Si intitola “L’agente della Terra di Mezzo” il diario di viaggio edito da “Bookabook” firmato da Giuseppe Tecce. «Il senso del libro è che bisogna amare il proprio territorio e scoprirlo in ogni suo anfratto: è anche un elogio alla lentezza, un inno al buon vivere», spiega Tecce, presidente della cooperativa sociale “Il Faro” di Benevento
Tra flusso di coscienza e realtà, sono tanti gli spunti, le tradizioni e i personaggi che emergono dal libro, come il nume tutelare dei camminatori sanniti: Zio Bacco, al secolo Roberto Pellino, geologo e animatore dell’associazione “Lerka Minerka”. Lo scopo, spiega Tecce, è «riscoprire le proprie radici per riscoprire se stessi, perché un essere umano che conosce se stesso è pronto ad interagire con gli altri, generando buone prassi e pace». Proponiamo di seguito alcuni estratti dal capitolo “La Terra di Mezzo”, che per l’autore è l’entroterra campano, il paesaggio di Sannio e Irpinia.
«Cos’è la terra di mezzo se non l’essenza stessa delle cose, la terra dell’osso di Rossi Doria che da osso morto diventa verde di vita e azzurro di libertà. La terra di mezzo è la terra di mezzo a tutto, tra i monti lucani e quelli dell’alto casertano, lontana dai mari ma al centro tra i due mari. (…) Cos’è la terra di mezzo se non il luogo dei nostri padri, il luogo dove affondare le nostre radici per poterci ergere quali sentinelle verticali di un mondo che muta più rapidamente di quanto possiamo immaginare, ma che ci riporta sempre a fare i conti con quello che veramente siamo: figli della natura, generati da madre terra con la quale dobbiamo confrontarci.
C’è stato un tempo in cui gli esseri umani si sono convinti di poter vivere in grandiosi agglomerati urbani, utilizzando servizi facilmente accessibili, e tagliando ogni legame con la natura, cioè con ciò che in sostanza siamo. Arriverà o forse è arrivato già il giorno in cui questo legame dovrà essere necessariamente ricostruito, non come vezzo, ma come essenza stessa della vita.
La mia terra di mezzo è un vero ritorno alle origini, ad un tempo ancestrale in cui non esistevano confini, se non quelli dettati da fattori orogeografici e fluviali. (…) Ci sono due mestieri che puoi trovare ovunque in queste terre, il pastore , in epoca più moderna l’allevatore, ed il menestraio.
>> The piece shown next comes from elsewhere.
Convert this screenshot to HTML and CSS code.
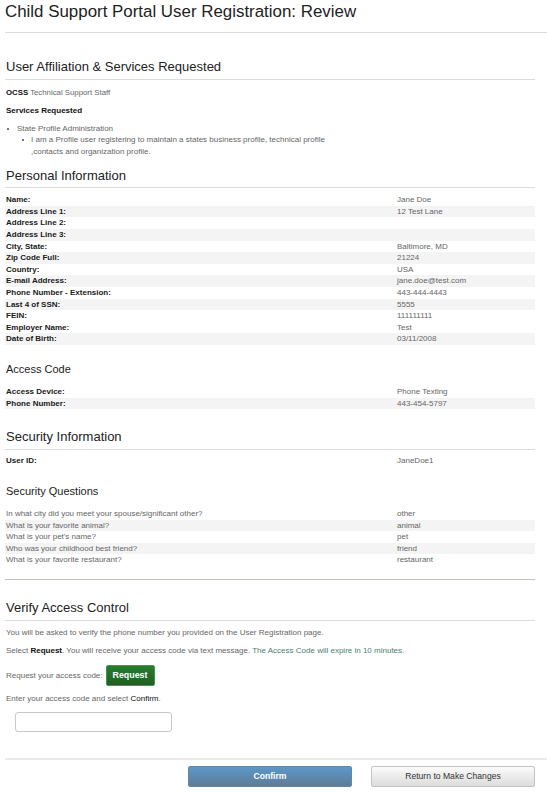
FILE: index.html
```html
<!DOCTYPE html>
<html lang="en">
<head>
<meta charset="utf-8">
<title>Child Support Portal User Registration: Review</title>
<link rel="stylesheet" href="styles.css">
</head>
<body>
<div class="page">
  <h1 class="title">Child Support Portal User Registration: Review</h1>
  <div class="title-rule"></div>

  <div class="content">
    <h2 class="section-head first">User Affiliation &amp; Services Requested</h2>
    <p class="affil"><b>OCSS</b> Technical Support Staff</p>
    <p class="svc-title">Services Requested</p>
    <ul class="services">
      <li class="svc"><span class="bullet"></span><span>State Profile Administration</span></li>
      <li class="svc sub"><span class="bullet"></span><span>I am a Profile user registering to maintain a states business profile, technical profile<br>,contacts and organization profile.</span></li>
    </ul>

    <h2 class="section-head personal">Personal Information</h2>
    <div class="rows personal-rows">
      <div class="row"><span class="lbl">Name:</span><span class="val">Jane Doe</span></div>
      <div class="row alt"><span class="lbl">Address Line 1:</span><span class="val">12 Test Lane</span></div>
      <div class="row"><span class="lbl">Address Line 2:</span><span class="val"></span></div>
      <div class="row alt"><span class="lbl">Address Line 3:</span><span class="val"></span></div>
      <div class="row"><span class="lbl">City, State:</span><span class="val">Baltimore, MD</span></div>
      <div class="row alt"><span class="lbl">Zip Code Full:</span><span class="val">21224</span></div>
      <div class="row"><span class="lbl">Country:</span><span class="val">USA</span></div>
      <div class="row alt"><span class="lbl">E-mail Address:</span><span class="val">jane.doe@test.com</span></div>
      <div class="row"><span class="lbl">Phone Number - Extension:</span><span class="val">443-444-4443</span></div>
      <div class="row alt"><span class="lbl">Last 4 of SSN:</span><span class="val">5555</span></div>
      <div class="row"><span class="lbl">FEIN:</span><span class="val">111111111</span></div>
      <div class="row"><span class="lbl">Employer Name:</span><span class="val">Test</span></div>
      <div class="row alt"><span class="lbl">Date of Birth:</span><span class="val">03/11/2008</span></div>
    </div>

    <h3 class="sub-head access">Access Code</h3>
    <div class="rows sub-rows">
      <div class="row"><span class="lbl">Access Device:</span><span class="val">Phone Texting</span></div>
      <div class="row alt"><span class="lbl">Phone Number:</span><span class="val">443-454-5797</span></div>
    </div>

    <h2 class="section-head security">Security Information</h2>
    <div class="rows userid-rows">
      <div class="row"><span class="lbl">User ID:</span><span class="val">JaneDoe1</span></div>
    </div>

    <h3 class="sub-head questions">Security Questions</h3>
    <div class="rows sub-rows">
      <div class="row"><span class="q">In what city did you meet your spouse/significant other?</span><span class="val">other</span></div>
      <div class="row alt"><span class="q">What is your favorite animal?</span><span class="val">animal</span></div>
      <div class="row"><span class="q">What is your pet's name?</span><span class="val">pet</span></div>
      <div class="row alt"><span class="q">Who was your childhood best friend?</span><span class="val">friend</span></div>
      <div class="row"><span class="q">What is your favorite restaurant?</span><span class="val">restaurant</span></div>
    </div>

    <div class="divider"></div>

    <h2 class="section-head verify">Verify Access Control</h2>
    <p class="note first-note">You will be asked to verify the phone number you provided on the User Registration page.</p>
    <p class="note">Select <b>Request</b>. You will receive your access code via text message. <span class="expire">The Access Code will expire in 10 minutes.</span></p>
    <div class="request-row">
      <span class="note-inline">Request your access code:</span>
      <button class="btn-request" type="button">Request</button>
    </div>
    <p class="note enter">Enter your access code and select <span class="dark">Confirm</span>.</p>
    <input class="code-input" type="text" aria-label="Access code">
  </div>

  <div class="footer-rule"></div>
  <div class="actions">
    <button class="btn-confirm" type="button">Confirm</button>
    <button class="btn-return" type="button">Return to Make Changes</button>
  </div>
</div>
</body>
</html>
```

FILE: styles.css
```css
* { box-sizing: border-box; }

html, body {
  margin: 0;
  padding: 0;
  background: #ffffff;
}

body {
  font-family: "Liberation Sans", Arial, sans-serif;
  color: #333;
  width: 547px;
  height: 796px;
  overflow: hidden;
}

.page {
  display: flex;
  flex-direction: column;
}

.title {
  margin: 2px 0 0 5px;
  font-size: 16.9px;
  line-height: 20px;
  font-weight: normal;
  color: #222;
}

.title-rule {
  margin: 10px 0 0 5px;
  height: 1px;
  background: #dcdcdc;
}

.content {
  width: 530px;
  margin-left: 5px;
  display: flex;
  flex-direction: column;
}

.section-head {
  margin: 0;
  font-size: 13px;
  line-height: 15px;
  font-weight: normal;
  color: #222;
  padding: 0 0 4.5px 1px;
  border-bottom: 1px solid #dcdcdc;
}

.section-head.first { margin-top: 25.5px; padding-bottom: 5.5px; }
.section-head.personal { margin-top: 10.75px; }
.section-head.security { margin-top: 20.1px; }
.section-head.verify { margin-top: 20.5px; }

.sub-head {
  margin: 0;
  font-size: 11px;
  line-height: 13px;
  font-weight: normal;
  color: #222;
  padding-left: 1px;
}

.sub-head.access { margin-top: 18.5px; }
.sub-head.questions { margin-top: 18.7px; }

.affil, .svc-title {
  margin: 0;
  font-size: 7.8px;
  line-height: 11px;
  padding-left: 1px;
  color: #666;
}

.affil { margin-top: 6.5px; }
.affil b { color: #111; }

.svc-title {
  margin-top: 7px;
  font-size: 8px;
  font-weight: bold;
  color: #111;
}

.services {
  list-style: none;
  margin: 7px 0 0;
  padding: 0;
  font-size: 8px;
  line-height: 11.5px;
  color: #666;
}

.svc {
  display: flex;
  align-items: flex-start;
  padding-left: 2px;
}

.svc.sub { padding-left: 17px; }

.bullet {
  flex: none;
  width: 2px;
  height: 2px;
  margin: 5px 8px 0 0;
  background: #777;
}

.svc.sub .bullet { margin-right: 7px; }

.rows {
  display: flex;
  flex-direction: column;
  font-size: 8px;
  line-height: 11.6px;
}

.personal-rows { margin-top: 6px; }
.sub-rows { margin-top: 9.7px; }
.userid-rows { margin-top: 5.2px; }

.row {
  display: grid;
  grid-template-columns: 391px 1fr;
  padding-left: 1px;
  height: 11.6px;
}

.row.alt { background: #f4f4f4; }

.lbl {
  font-weight: bold;
  color: #1a1a1a;
}

.q { color: #666; }

.val { color: #666; }

.divider {
  margin-top: 12.8px;
  height: 1px;
  background: #c9c2ba;
}

.note {
  margin: 7px 0 0;
  padding-left: 1px;
  font-size: 8px;
  line-height: 11px;
  color: #666;
}

.note.first-note { margin-top: 6.5px; }

.note b { color: #111; }
.note .dark { color: #111; }

.expire { color: #4a7f73; }

.request-row {
  margin-top: 8.5px;
  display: flex;
  align-items: center;
  gap: 3px;
  padding-left: 1px;
  height: 21px;
}

.note-inline {
  font-size: 8px;
  color: #666;
}

.btn-request {
  width: 49px;
  height: 21px;
  padding: 0;
  border: 1px solid #3f9a45;
  border-radius: 2px;
  background: linear-gradient(#2a7a32, #1f5f25);
  color: #fff;
  font-family: "Liberation Sans", Arial, sans-serif;
  font-size: 8.9px;
  font-weight: bold;
}

.note.enter { margin-top: 7.5px; }

.code-input {
  margin: 7.5px 0 0 10px;
  width: 157px;
  height: 20px;
  border: 1px solid #c8c8c8;
  border-radius: 3px;
  background: #fff;
  padding: 0 4px;
}

.footer-rule {
  margin: 26px 0 0 5px;
  height: 2px;
  background: #ebebeb;
}

.actions {
  margin-top: 6px;
  width: 535px;
  display: flex;
  justify-content: flex-end;
  gap: 19px;
}

.btn-confirm, .btn-return {
  width: 164px;
  height: 21px;
  padding: 0;
  border-radius: 2px;
  font-family: "Liberation Sans", Arial, sans-serif;
  font-size: 8.6px;
}

.btn-confirm {
  border: 1px solid #5f88ad;
  background: linear-gradient(#5c98c8, #5f7b98);
  color: #fff;
  font-weight: bold;
}

.btn-return {
  border: 1px solid #c3c3c3;
  background: linear-gradient(#fbfbfb, #dcdcdc);
  color: #333;
}
```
Il menestraio è una figura un po’ più misteriosa che a tratti emerge dalle nebbie dei tempi, in bilico tra figura mitologica e reale. I menestrai non erano dei veri e propri contadini intesi in senso moderno, quanto piuttosto delle persone dedite alla cura esclusiva degli orti. Ci sono dei luoghi, dove, ancora oggi, i menestrai vengono tenuti in grandissima considerazione, in quanto portatori di saperi antichi, legati al passare delle stagioni e alla cura lenta del tempo».